— Begin Data provided —
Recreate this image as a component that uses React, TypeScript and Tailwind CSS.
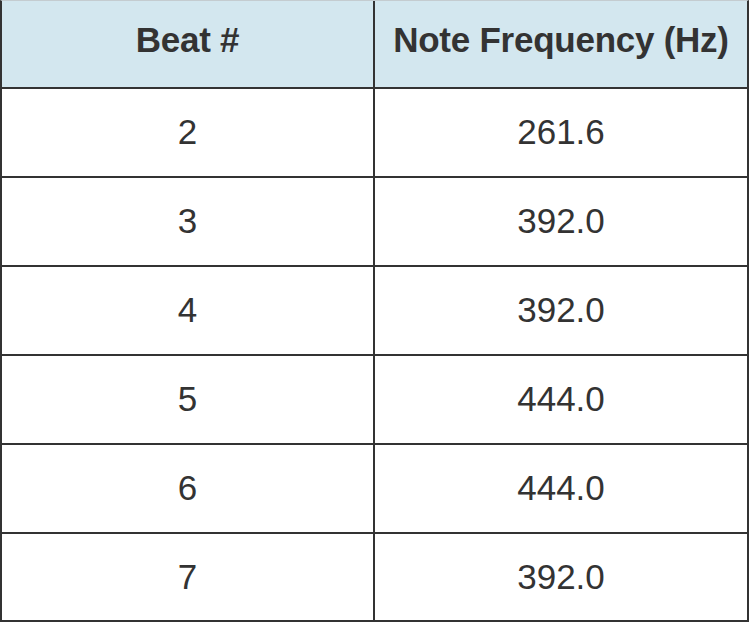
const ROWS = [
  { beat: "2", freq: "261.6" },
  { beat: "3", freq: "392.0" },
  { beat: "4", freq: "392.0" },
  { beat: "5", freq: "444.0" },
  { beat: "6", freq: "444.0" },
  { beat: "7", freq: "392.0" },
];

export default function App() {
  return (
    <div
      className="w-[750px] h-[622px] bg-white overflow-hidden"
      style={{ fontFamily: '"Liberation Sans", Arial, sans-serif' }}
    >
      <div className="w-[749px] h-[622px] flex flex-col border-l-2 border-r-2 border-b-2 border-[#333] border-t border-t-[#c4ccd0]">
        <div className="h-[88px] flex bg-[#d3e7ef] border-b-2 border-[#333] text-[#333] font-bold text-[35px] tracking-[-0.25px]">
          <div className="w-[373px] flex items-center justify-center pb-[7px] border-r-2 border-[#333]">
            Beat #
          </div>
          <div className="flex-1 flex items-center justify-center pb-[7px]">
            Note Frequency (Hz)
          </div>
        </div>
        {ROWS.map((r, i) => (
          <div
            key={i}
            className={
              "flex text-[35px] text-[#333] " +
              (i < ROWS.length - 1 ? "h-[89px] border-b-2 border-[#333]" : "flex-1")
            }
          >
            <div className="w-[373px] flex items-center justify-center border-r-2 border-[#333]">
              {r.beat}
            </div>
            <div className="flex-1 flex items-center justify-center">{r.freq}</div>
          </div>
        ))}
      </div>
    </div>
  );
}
— End Data provided —
What is being asked: Your task is to repeat the data above exactly while excluding the pictures.

Task solution:
Recreate this image as a component that uses React, TypeScript and Tailwind CSS.
const ROWS = [
  { beat: "2", freq: "261.6" },
  { beat: "3", freq: "392.0" },
  { beat: "4", freq: "392.0" },
  { beat: "5", freq: "444.0" },
  { beat: "6", freq: "444.0" },
  { beat: "7", freq: "392.0" },
];

export default function App() {
  return (
    <div
      className="w-[750px] h-[622px] bg-white overflow-hidden"
      style={{ fontFamily: '"Liberation Sans", Arial, sans-serif' }}
    >
      <div className="w-[749px] h-[622px] flex flex-col border-l-2 border-r-2 border-b-2 border-[#333] border-t border-t-[#c4ccd0]">
        <div className="h-[88px] flex bg-[#d3e7ef] border-b-2 border-[#333] text-[#333] font-bold text-[35px] tracking-[-0.25px]">
          <div className="w-[373px] flex items-center justify-center pb-[7px] border-r-2 border-[#333]">
            Beat #
          </div>
          <div className="flex-1 flex items-center justify-center pb-[7px]">
            Note Frequency (Hz)
          </div>
        </div>
        {ROWS.map((r, i) => (
          <div
            key={i}
            className={
              "flex text-[35px] text-[#333] " +
              (i < ROWS.length - 1 ? "h-[89px] border-b-2 border-[#333]" : "flex-1")
            }
          >
            <div className="w-[373px] flex items-center justify-center border-r-2 border-[#333]">
              {r.beat}
            </div>
            <div className="flex-1 flex items-center justify-center">{r.freq}</div>
          </div>
        ))}
      </div>
    </div>
  );
}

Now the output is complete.